No outubro de 2025, tive o pressentimento de que talvez estivesse chegando o “tempo da delicadeza” profetizado pelo Chico.
Enquanto
o projeto da Comunidade da Lagoa de Maricá esteve suspenso, aguardando que o
poder público assumisse a sua responsabilidade – vos lembro que fora a
secretaria de educação que solicitara a criação de uma Rede de Comunidades –
fomos “Praticando Darcy”, tentando dar forma ao seu intento de acabar com “uma
crise que era um projeto”.
No
encontro de fevereiro, à semelhança do que acontecia na Ponte – lá, antes de
dar início a uma reunião, havia, canto, dança, poesia…. – foi lido um poema de
Darcy: o “Idos sidos”
“Que
é que fiz, não fiz, de mim?
Que
é que fiz na vida, da vida?
Quem
sou eu? Esse eu que me sou.
Minhas
mãos me pendem soltas.
Inúteis
para fazimentos.
Só
servem para escrever, acarinhar.
Não
sei dançar, nunca soube.
Olho,
idiota, o céu estrelado.
Não
conheço estrela nenhuma.
As
árvores, tantíssimas, que vi.,
Recordo
inumeráveis, enormíssimas,
Não
sei quem são.
Diante
das flores me extasio.
Tolo,
só reconheço rosas, orquídeas, cravos.
A
música clássica me atordoa, cansa.
Quem
sou eu, septuagenário,
Que
esgoto meu tempo de me ser aqui?
Insciente,
perplexo, inexplicado.
Só
cheio de saudades de mim.
De
tantos eus que fui. Sidos. Idos.
Somos
descartáveis, sei, mas dói.”
Junto com Anísio, Freire e Lauro, Darcy formou “o quarteto mais fecundo, fértil e
injustiçado da história da educação em nosso país”. Numa “confissão” de fim
de vida, desabafou:
“Fracassei
em tudo o que tentei na vida.
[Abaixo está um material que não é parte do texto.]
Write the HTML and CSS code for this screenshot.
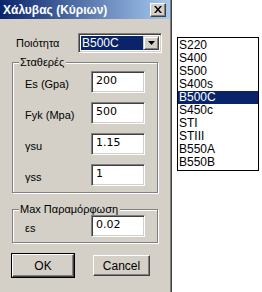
FILE: index.html
```html
<!DOCTYPE html>
<html lang="el">
<head>
    <meta charset="UTF-8">
    <meta name="viewport" content="width=device-width, initial-scale=1.0">
    <title>Χάλυβας (Κύριων)</title>
    <link rel="stylesheet" href="styles.css">
</head>
<body>
    <div class="desk">
        <div class="window">
            <div class="titlebar">
                <span class="title">Χάλυβας (Κύριων)</span>
                <span class="close">
                    <svg width="8" height="7" viewBox="0 0 8 7">
                        <path d="M0 0h2l2 2.5 2-2.5h2l-3 3.5 3 3.5h-2l-2-2.5-2 2.5h-2l3-3.5z" fill="#000"/>
                    </svg>
                </span>
            </div>
            <div class="dialog">
                <div class="quality">
                    <label class="quality-label">Ποιότητα</label>
                    <div class="combo">
                        <span class="combo-text">B500C</span>
                        <span class="combo-btn">
                            <svg width="7" height="4" viewBox="0 0 7 4"><path d="M0 0h7l-3.5 4z" fill="#000"/></svg>
                        </span>
                    </div>
                </div>

                <fieldset class="group">
                    <legend>Σταθερές</legend>
                    <div class="field">
                        <label>Es (Gpa)</label>
                        <input class="box" type="text" value="200">
                    </div>
                    <div class="field">
                        <label>Fyk (Mpa)</label>
                        <input class="box" type="text" value="500">
                    </div>
                    <div class="field">
                        <label>γsu</label>
                        <input class="box" type="text" value="1.15">
                    </div>
                    <div class="field">
                        <label>γss</label>
                        <input class="box" type="text" value="1">
                    </div>
                </fieldset>

                <fieldset class="group group-max">
                    <legend>Max Παραμόρφωση</legend>
                    <div class="field">
                        <label>εs</label>
                        <input class="box" type="text" value="0.02">
                    </div>
                </fieldset>

                <div class="actions">
                    <button class="btn btn-default">OK</button>
                    <button class="btn btn-cancel">Cancel</button>
                </div>
            </div>
        </div>

        <ul class="listbox">
            <li>S220</li>
            <li>S400</li>
            <li>S500</li>
            <li>S400s</li>
            <li class="selected">B500C</li>
            <li>S450c</li>
            <li>STI</li>
            <li>STIII</li>
            <li>B550A</li>
            <li>B550B</li>
        </ul>
    </div>
</body>
</html>
```

FILE: styles.css
```css
body {
    margin: 0;
    background-color: #fff;
    font-family: "Liberation Sans", Arial, sans-serif;
    font-size: 11px;
    color: #000;
}

.desk {
    display: flex;
    align-items: flex-start;
}

.window {
    width: 170px;
    height: 292px;
    background-color: #d4d0c8;
    border-right: 1px solid #404040;
    box-shadow: inset -1px 0 0 #808080;
    padding-right: 1px;
}

.titlebar {
    height: 19px;
    display: flex;
    align-items: center;
    justify-content: space-between;
    padding: 0 4px 0 3px;
    background: linear-gradient(to right, #0a246a, #a6caf0);
}

.title {
    color: #fff;
    font-weight: bold;
    font-size: 12px;
}

.close {
    width: 16px;
    height: 14px;
    box-sizing: border-box;
    display: flex;
    align-items: center;
    justify-content: center;
    background-color: #d4d0c8;
    border-top: 1px solid #fff;
    border-left: 1px solid #fff;
    border-right: 1px solid #404040;
    border-bottom: 1px solid #404040;
    box-shadow: inset -1px -1px 0 #808080;
}

.dialog {
    padding: 14px 8px 0 12px;
}

/* combo row */
.quality {
    display: flex;
    align-items: center;
}

.quality-label {
    width: 62px;
    padding-left: 4px;
}

.combo {
    width: 84px;
    height: 20px;
    box-sizing: border-box;
    display: flex;
    align-items: stretch;
    background-color: #fff;
    border-top: 1px solid #808080;
    border-left: 1px solid #808080;
    border-right: 1px solid #fff;
    border-bottom: 1px solid #fff;
    box-shadow: inset 1px 1px 0 #404040, inset -1px -1px 0 #d4d0c8;
    padding: 2px;
}

.combo-text {
    flex: 1;
    background-color: #0a246a;
    color: #fff;
    font-size: 12px;
    line-height: 14px;
    padding-left: 1px;
}

.combo-btn {
    width: 16px;
    box-sizing: border-box;
    display: flex;
    align-items: center;
    justify-content: center;
    background-color: #d4d0c8;
    border-top: 1px solid #d4d0c8;
    border-left: 1px solid #d4d0c8;
    border-right: 1px solid #404040;
    border-bottom: 1px solid #404040;
    box-shadow: inset 1px 1px 0 #fff, inset -1px -1px 0 #808080;
}

/* group boxes */
.group {
    width: 146px;
    box-sizing: border-box;
    margin: 3px 0 0;
    padding: 3px 0 6px 12px;
    border: 1px solid #808080;
    box-shadow: 1px 1px 0 #fff, inset 1px 1px 0 #fff;
}

.group legend {
    padding: 0 2px 0 1px;
    margin-left: -6px;
    background-color: #d4d0c8;
    font-size: 11px;
}

.group-max {
    margin-top: 10px;
    padding-top: 0;
    padding-bottom: 5px;
}

.field {
    display: flex;
    align-items: center;
    height: 22px;
    margin-bottom: 9px;
}

.field:last-child {
    margin-bottom: 0;
}

.field label {
    width: 66px;
    font-size: 11px;
    padding-top: 4px;
}

.box {
    width: 54px;
    height: 22px;
    box-sizing: border-box;
    margin: 0;
    padding: 0 4px 4px;
    font-family: "DejaVu Sans", sans-serif;
    font-size: 11px;
    background-color: #fff;
    border-top: 1px solid #808080;
    border-left: 1px solid #808080;
    border-right: 1px solid #fff;
    border-bottom: 1px solid #fff;
    box-shadow: inset 1px 1px 0 #404040, inset -1px -1px 0 #d4d0c8;
    outline: none;
}

/* buttons */
.actions {
    display: flex;
    align-items: center;
    margin-top: 11px;
}

.btn {
    height: 21px;
    box-sizing: border-box;
    padding: 0;
    font-family: "Liberation Sans", Arial, sans-serif;
    font-size: 12px;
    color: #000;
    background-color: #d4d0c8;
    border-top: 1px solid #fff;
    border-left: 1px solid #fff;
    border-right: 1px solid #404040;
    border-bottom: 1px solid #404040;
    box-shadow: inset -1px -1px 0 #808080;
}

.btn-default {
    width: 62px;
    height: 23px;
    outline: 1px solid #000;
    outline-offset: 0;
}

.btn-cancel {
    width: 57px;
    margin-left: 19px;
}

/* list */
.listbox {
    width: 82px;
    box-sizing: border-box;
    margin: 37px 0 0 5px;
    padding: 1px 0;
    list-style: none;
    border: 1px solid #000;
    font-family: "Liberation Sans", Arial, sans-serif;
    font-size: 12px;
}

.listbox li {
    height: 13px;
    line-height: 13px;
    padding-left: 1px;
}

.listbox .selected {
    background-color: #0a246a;
    color: #fff;
}
```
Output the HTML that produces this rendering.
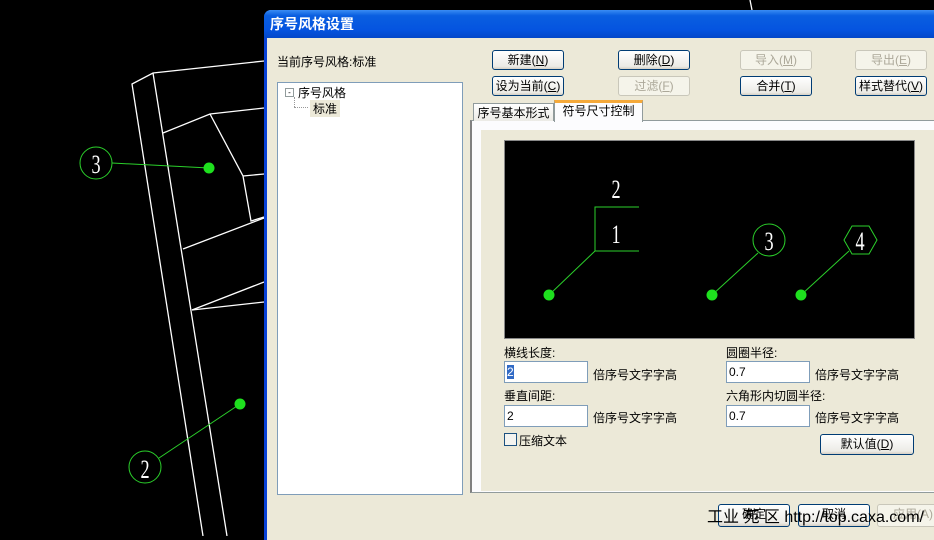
<!DOCTYPE html>
<html><head><meta charset="utf-8"><style>
*{margin:0;padding:0;box-sizing:border-box}
body{width:934px;height:536px;overflow:hidden;background:#000;position:relative;font-family:"Liberation Sans","Noto Sans CJK SC","WenQuanYi Zen Hei",sans-serif;font-size:12px;color:#000}
.a{position:absolute}
.btn{position:absolute;height:20px;width:72px;border:1px solid #003c74;border-radius:3px;background:linear-gradient(#fff,#ecebe6 85%,#d6d0c5);text-align:center;line-height:18px;font-size:12px}
.dis{border-color:#c9c7ba;color:#aca899;background:#f5f4ea}
.inp{position:absolute;width:84px;height:22px;border:1px solid #7f9db9;background:#fff;padding-left:2px;line-height:20px;font-size:12px}
</style></head><body>
<svg class="a" style="left:0;top:0" width="934" height="536">
<g stroke="#fff" stroke-width="1.3" fill="none">
<polyline points="203,536 132,84 153,73 264,61"/>
<line x1="153" y1="73" x2="227" y2="536"/>
<polyline points="163,133 210,114 264,108"/>
<polyline points="210,114 243,176 251,221 264,217"/>
<line x1="243" y1="176" x2="264" y2="174"/>
<line x1="183" y1="249" x2="264" y2="218"/>
<polyline points="192,310 264,282"/>
<line x1="192" y1="310" x2="264" y2="302"/>
<line x1="626" y1="22" x2="690" y2="14"/>
<line x1="750" y1="0" x2="752" y2="10"/>
</g>
<g stroke="#2bd02b" fill="none" stroke-width="1">
<circle cx="96" cy="163" r="16"/><line x1="112" y1="163" x2="209" y2="168"/>
<circle cx="145" cy="467" r="16"/><line x1="159" y1="458" x2="240" y2="404"/>
</g>
<circle cx="209" cy="168" r="5.5" fill="#1ee01e"/><circle cx="240" cy="404" r="5.5" fill="#1ee01e"/>
<g fill="#fff" font-family="Liberation Serif" font-size="26" text-anchor="middle">
<text transform="translate(96,173) scale(0.7,1)">3</text>
<text transform="translate(145,478) scale(0.7,1)">2</text>
</g>
</svg>
<div class="a" style="left:264px;top:10px;width:680px;height:530px;background:#ece9d8;border-left:3px solid #0841d6;border-radius:7px 0 0 0"></div>
<div class="a" style="left:264px;top:10px;width:680px;height:28px;background:linear-gradient(#3a8cf3,#0a5fe0 20%,#0554e0 70%,#0347c9);border-radius:7px 0 0 0;color:#fff;font-weight:bold;font-size:14px;line-height:28px;padding-left:6px">序号风格设置</div>
<div class="a" style="left:277px;top:53px;font-size:12px">当前序号风格:标准</div>
<div class="a" style="left:277px;top:82px;width:186px;height:413px;background:#fff;border:1px solid #7f9db9"></div>
<div class="a" style="left:285px;top:88px;width:9px;height:9px;border:1px solid #919b9c;font-size:8px;line-height:7px;text-align:center">-</div>
<div class="a" style="left:298px;top:84px">序号风格</div>
<div class="a" style="left:294px;top:97px;width:1px;height:10px;border-left:1px dotted #999"></div>
<div class="a" style="left:294px;top:107px;width:14px;border-top:1px dotted #999"></div>
<div class="a" style="left:310px;top:100px;background:#ece9d8;padding:0 3px">标准</div>
<div class="btn" style="left:492px;top:50px">新建(<u>N</u>)</div>
<div class="btn" style="left:618px;top:50px">删除(<u>D</u>)</div>
<div class="btn dis" style="left:740px;top:50px">导入(<u>M</u>)</div>
<div class="btn dis" style="left:855px;top:50px">导出(<u>E</u>)</div>
<div class="btn" style="left:492px;top:76px">设为当前(<u>C</u>)</div>
<div class="btn dis" style="left:618px;top:76px">过滤(<u>F</u>)</div>
<div class="btn" style="left:740px;top:76px">合并(<u>T</u>)</div>
<div class="btn" style="left:855px;top:76px">样式替代(<u>V</u>)</div>
<div class="a" style="left:470px;top:120px;width:470px;height:373px;background:#fcfcfe;border:1px solid #919b9c;border-left:2px solid #808080"></div>
<div class="a" style="left:481px;top:130px;width:460px;height:361px;background:#ece9d8"></div>
<div class="a" style="left:473px;top:103px;width:81px;height:18px;border:1px solid #919b9c;border-bottom:none;background:linear-gradient(#fff,#ecebe6);text-align:center;line-height:18px">序号基本形式</div>
<div class="a" style="left:554px;top:100px;width:89px;height:22px;border:1px solid #919b9c;border-top:3px solid #f5a93a;border-bottom:none;background:#fcfcfe;text-align:center;line-height:17px">符号尺寸控制</div>
<div class="a" style="left:504px;top:140px;width:411px;height:199px;background:#000;border:1px solid #888"></div>
<svg class="a" style="left:504px;top:140px" width="411" height="199">
<g stroke="#2bd02b" fill="none" stroke-width="1">
<polyline points="135,67 91,67 91,111 135,111"/>
<line x1="91" y1="111" x2="45" y2="155"/>
<circle cx="265" cy="100" r="16"/><line x1="254" y1="113" x2="208" y2="155"/>
<polygon points="340,100 348,86 365,86 373,100 365,114 348,114"/><line x1="345" y1="111" x2="297" y2="155"/>
</g>
<circle cx="45" cy="155" r="5.5" fill="#1ee01e"/><circle cx="208" cy="155" r="5.5" fill="#1ee01e"/><circle cx="297" cy="155" r="5.5" fill="#1ee01e"/>
<g fill="#fff" font-family="Liberation Serif" font-size="26" text-anchor="middle">
<text transform="translate(112,58) scale(0.7,1)">2</text>
<text transform="translate(112,103) scale(0.7,1)">1</text>
<text transform="translate(265,110) scale(0.7,1)">3</text>
<text transform="translate(356,110) scale(0.7,1)">4</text>
</g>
</svg>
<div class="a" style="left:504px;top:344px">横线长度:</div>
<div class="inp" style="left:504px;top:361px"><span style="background:#316ac5;color:#fff">2</span></div>
<div class="a" style="left:593px;top:366px">倍序号文字字高</div>
<div class="a" style="left:504px;top:387px">垂直间距:</div>
<div class="inp" style="left:504px;top:405px">2</div>
<div class="a" style="left:593px;top:409px">倍序号文字字高</div>
<div class="a" style="left:504px;top:433px;width:13px;height:13px;border:1px solid #1c5180;background:#f4f4f0"></div>
<div class="a" style="left:519px;top:432px">压缩文本</div>
<div class="a" style="left:726px;top:344px">圆圈半径:</div>
<div class="inp" style="left:726px;top:361px">0.7</div>
<div class="a" style="left:815px;top:366px">倍序号文字字高</div>
<div class="a" style="left:726px;top:387px">六角形内切圆半径:</div>
<div class="inp" style="left:726px;top:405px">0.7</div>
<div class="a" style="left:815px;top:409px">倍序号文字字高</div>
<div class="btn" style="left:820px;top:434px;width:94px;height:21px">默认值(<u>D</u>)</div>
<div class="btn" style="left:718px;top:504px;height:23px">确定</div>
<div class="btn" style="left:798px;top:504px;height:23px">取消</div>
<div class="btn dis" style="left:877px;top:504px;height:23px">应用(A)</div>
<div class="a" style="left:707px;top:509px;font-size:16px;line-height:18px;color:#000">工业 苑 区 http://top.caxa.com/</div>
</body></html>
Tentei alfabetizar as crianças brasileiras, não
consegui. Tentei salvar os índios, não consegui. Tentei fazer uma universidade
séria e fracassei. Tentei fazer o Brasil desenvolver-se autonomamente e
fracassei. Mas os fracassos são minhas vitórias. Eu detestaria estar no lugar
de quem me venceu.”
“Vingando”
Darcy, celebrando recomeços, no auspicioso 2022, a prefeitura de Maricá lançava o projeto “Comunidade de Aprendizagem”. Esse
lançamento
se inseria na celebração do centenário do nascimento de Darcy Ribeiro. Numa
sociedade atolada em fundamentalismos e negacionismos, um oásis feito de bom
senso e esperança nascia.
A Secretaria
Municipal de Educação, pela voz da Secretária Adriana, assumia que a iniciativa visava “melhorar a
aprendizagem, com mais diálogo e envolvimento de estudantes, pais e escola, na
escolha dos processos educativos”. E acrescentava:
“Seis escolas
foram selecionadas para um projeto-piloto, escolhidas de acordo com a sua
localidade, faixa etária dos alunos e porque as gestoras tinham experiência com
tempo integral”.
O lançamento do
projeto ocorreu na Casa Darcy Ribeiro, em Cordeirinho. As secretarias de educação
das cidades de Vassouras e de Mendes se fizeram representar. A secretária Magda
Sayão e a secretária Maria Paula partilhavam as convicções da secretária
Adriana:
“Vamos quebrar
vários paradigmas da comunicação, personalizando o aprendizado. Nossos alunos
vão aprender efetivamente sobre aquilo que eles têm interesse e, por isso, a
formação dos professores é essencial nesse processo”.
Em
Mendes, decorria o ano de 1983, se partiu de um tempo distópico para o anúncio
da utopia sonhada por Darcy. A Escola Pública ressurgia, num
país que exilara a geração de ouro dos pioneiros do escolanovismo.
No
“Encontro de Mendes” de 1983, organizado pela Rosiska
e pelo Darcy, visava-se concretizar diretrizes
educacionais, num processo amplamente participado. Passaria quase meio século
até à concretização desse desiderato… em Maricá.